A study of UK weather over the last 140 years found evidence for an increase in the intensity of winter storms hitting the southern part of the country. Instances of heavy rain have also increased in frequency, consistent with a warming planet where a warmer atmosphere holds more moisture. Additionally, global warming has caused sea levels to rise by about 12 cm during the 20th century exacerbating the effects of storms at the coast. The climate in the UK is indeed changing and the recent extreme weather is part of this.

If the climate is changing then we come to the biggest and the most contentious question: why is it changing? Here we need to look at a bit of climate science. The earth is warmed by energy from the sun and as the planet heats up it radiates heat outwards. Some of this heat is retained by so-called greenhouse gases, for example water vapour, carbon dioxide, methane in the earth’s atmosphere. As a result the temperature of the earth is maintained at a level compatible with human life. This is the way it had been for many thousands of years, in fact until the industrial revolution. Since the industrial revolution, however, humans have been increasing carbon dioxide levels in the atmosphere, principally in two ways: by burning fossil fuels (those laid down many years ago from decaying plants and animals) and by cutting down forests (reducing carbon dioxide removal by trees). Increased levels of carbon dioxide mean greater heat retention and the earth’s surface temperature is now nearly one degree centigrade warmer. This may not seem very much but there is also a huge reservoir of heat accumulating in the oceans. Taken together these are the processes described as global warming.
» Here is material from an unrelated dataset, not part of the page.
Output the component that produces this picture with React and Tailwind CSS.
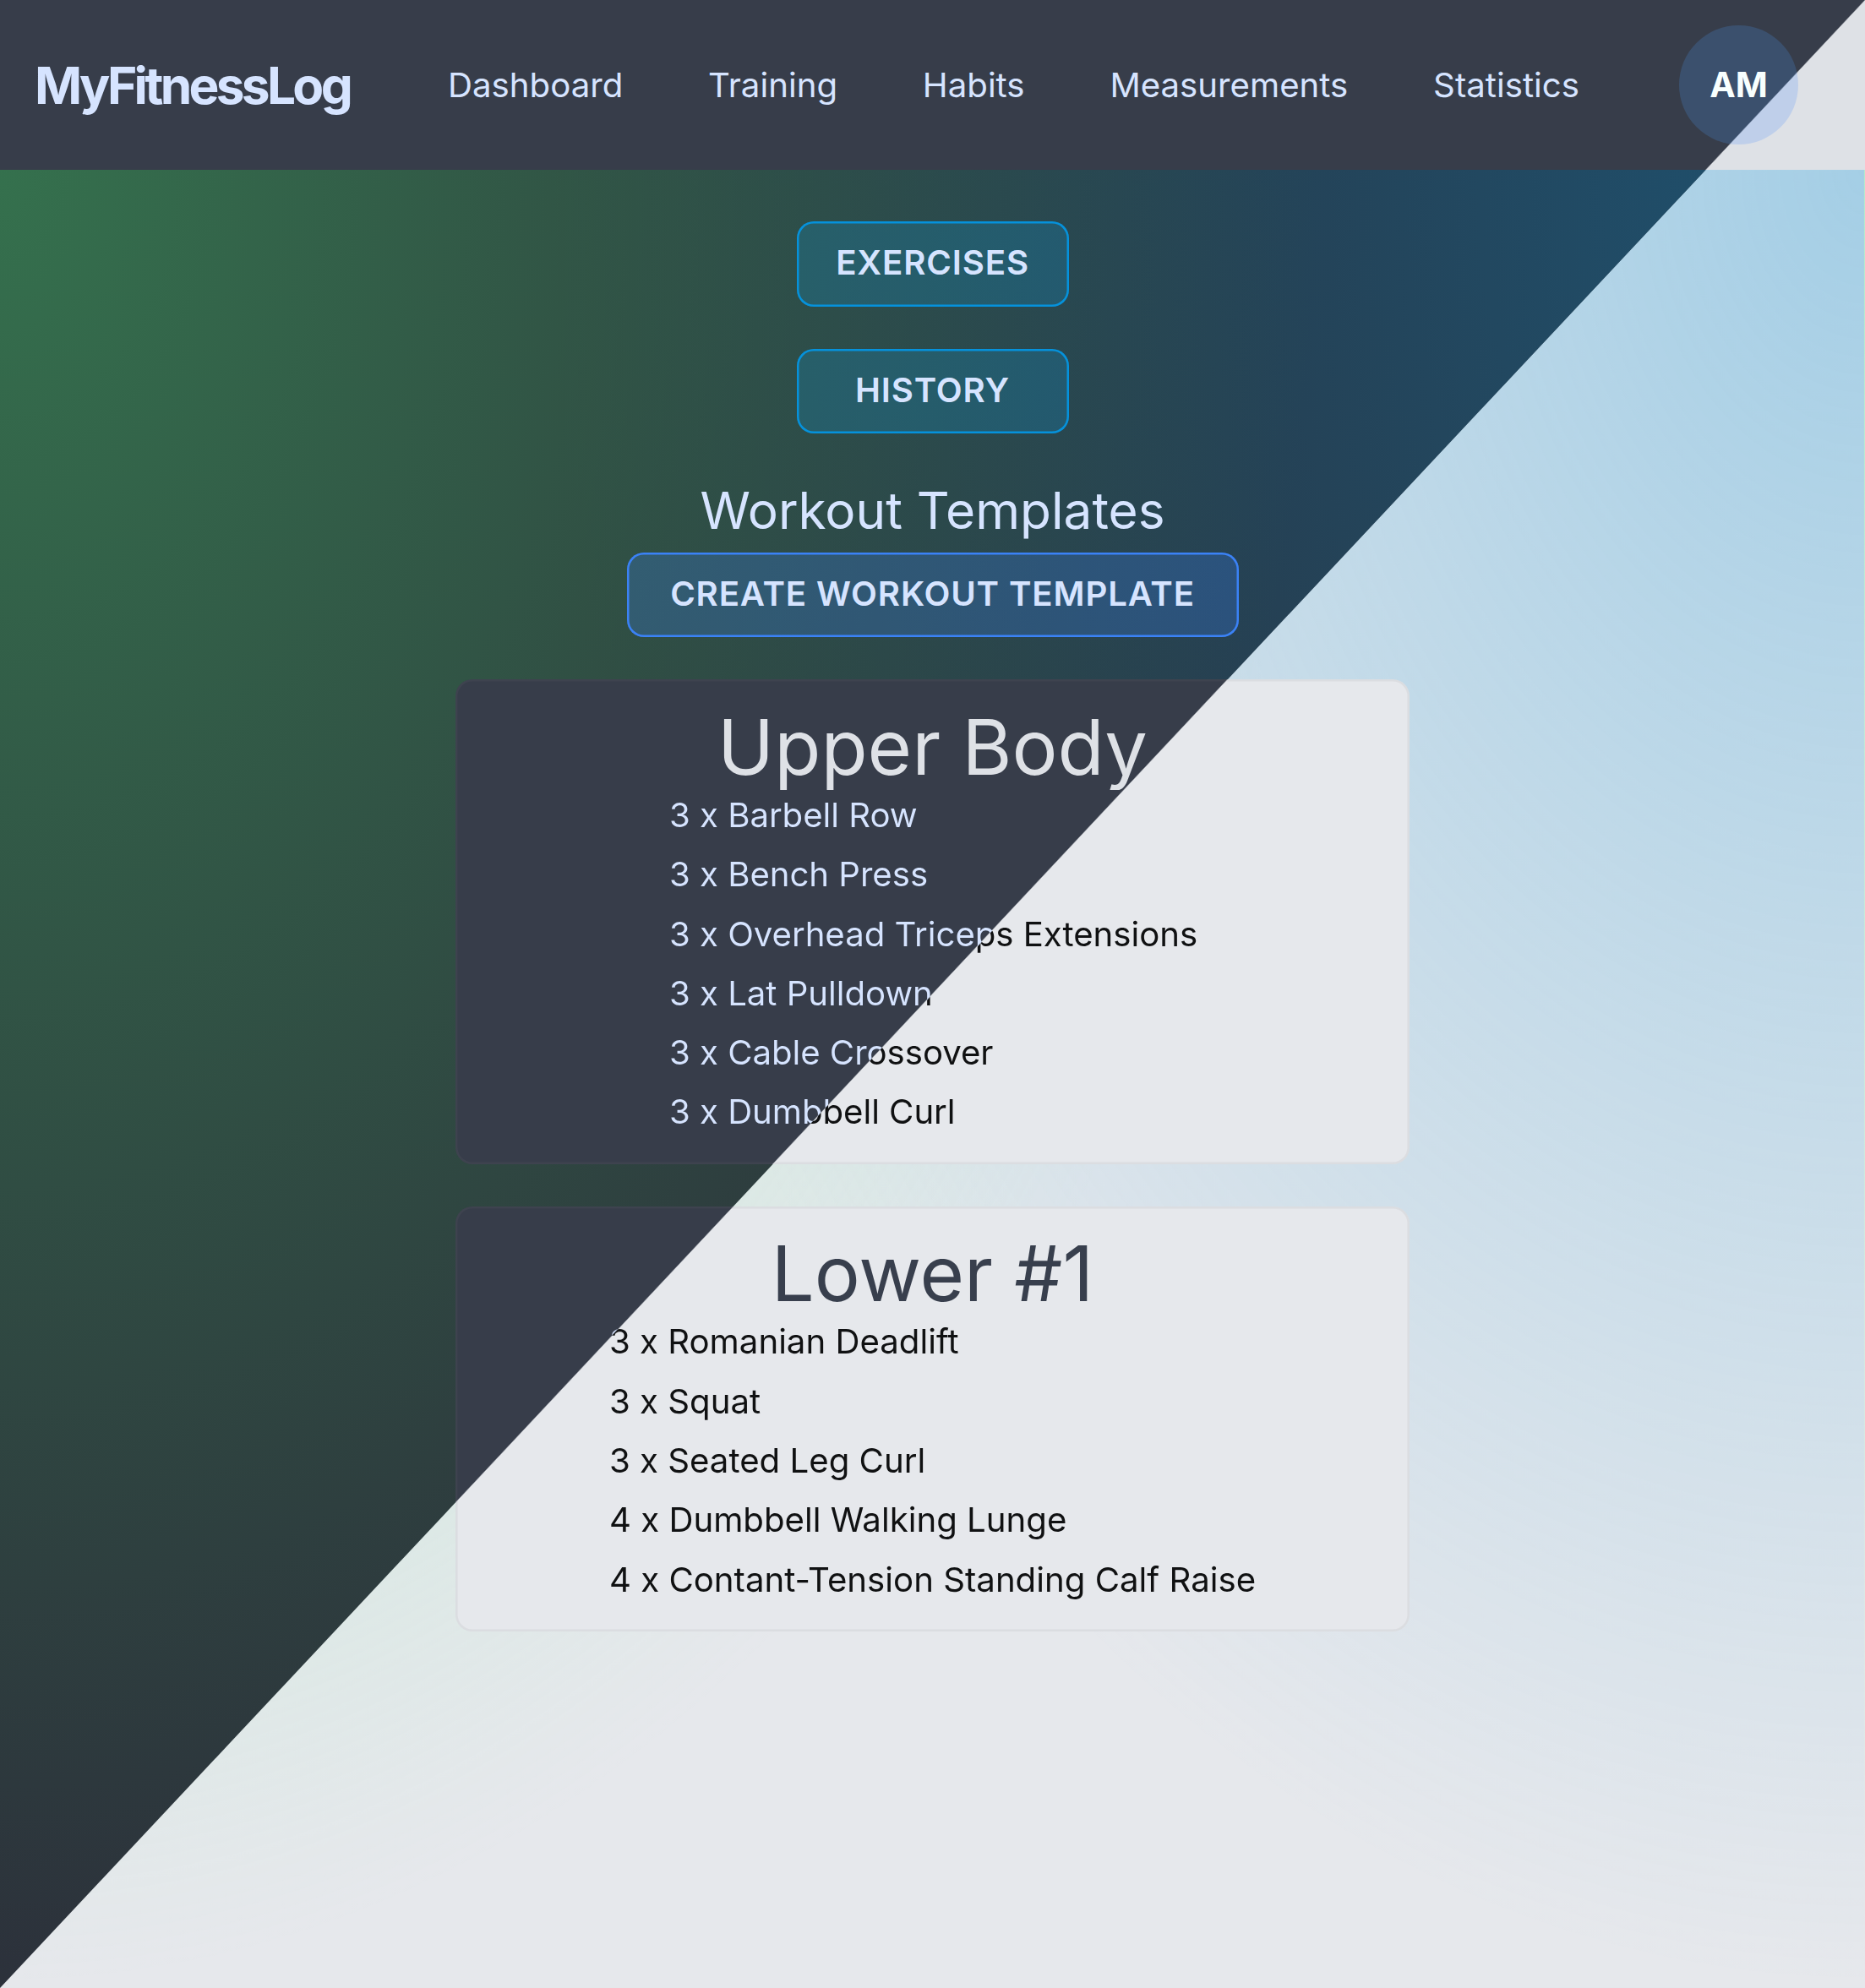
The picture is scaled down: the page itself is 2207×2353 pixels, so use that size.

It doesn’t stop there: increased warming leads to disturbances in weather patterns. Higher sea temperatures cause melting of ice so that sea levels rise and the effects of storm surges are greater. Reduction in the size and thickness of the Arctic ice cap is also thought by some to lead to changing weather patterns in Europe. Warmer oceans mean that when storms and hurricanes occur they are stronger. A warmer atmosphere holds more moisture so that when a storm arises the rainfall is more intense. An example of these effects is provided by Typhoon Haiyan which killed at least 6000 people in the Philippines in 2013. Haiyan was the strongest tropical cyclone ever to make landfall anywhere in the world and was fuelled by warm water in the Pacific. Weather patterns are shifting and rather than talking about global warming we could speak of global weirding; in the end, however, it all comes down to climate change.

The implications of these observations for human life have led to intense debate about how much of the change in climate can be attributed to human activity. Among climate scientists, there is a strong consensus that climate change is a result of human activity (burning fossil fuels and deforestation). Last year a report from the Intergovernmental Panel on Climate Change recognised the shift in patterns of extreme weather since 1950 and concluded that most of the rise in global temperature since the mid 20th century was due to human activity. They also warned that without substantial and sustained reductions in greenhouse gases, there will be further warming and damaging climate change.

The message could hardly be clearer. Human activity is causing climate change. The sort of extreme weather we have experienced lately will recur. Things can only get worse if we sit on our hands and do nothing as we have been doing so far.

We, therefore, need to reduce carbon dioxide emissions and this means leaving fossil fuels in the ground rather than burning them. We urgently need a second industrial revolution that embraces and implements low carbon technologies. Governments must stimulate investment in these technologies and politicians must show vision and leadership.

Since I wrote this article, the Intergovernmental Panel on Climate Change has issued a new report showing that climate change is already affecting life in many parts of the world and may threaten food supplies in the future.